Although eliminating all risk is impossible, the buyer must make every effort during due diligence to confirm whether they are comfortable with identified risks.
The art of compensation and the role of experts
The final phase consists of allocating identified risks. This is where representations, guarantees, limits and indemnification deductibles come into play.
This is also the stage where fatigue peaks. This climate is tense, requiring lawyers and experts to act as “shields.” Rather than letting the buyer and seller argue over technical indemnification clauses and risk damaging their future relationship, it is often preferable to let the professionals negotiate among themselves to come up with a balanced solution.

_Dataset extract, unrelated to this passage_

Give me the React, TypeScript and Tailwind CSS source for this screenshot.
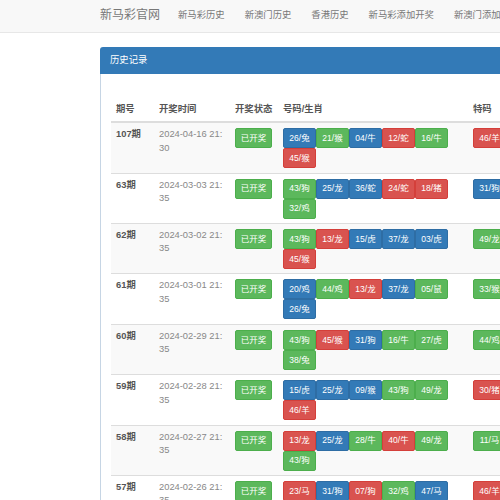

Towards collaborative negotiation
The negotiation process has changed. Today’s “discussions” often take place through intermediary versions of documents rather than with the parties at the same table. Negotiating this way can be impersonal and cause misunderstandings, or even frustration, for a seller who sees dozens of versions without understanding the nuances of each one.
The speakers recommend a collaborative approach. It is important to know when to step out of the formal setting to make a direct call and defuse an emotional crisis or the overreaction of an advisor. The ultimate goal is to keep the business in operation and ensure the transition goes smoothly.
In conclusion, a successful business transfer requires not only legal acumen, but also great emotional intelligence. By keeping people at the heart of every step and surrounding ourselves with experts who can speak the entrepreneurs’ language, we can transform complex transactions into a lasting success.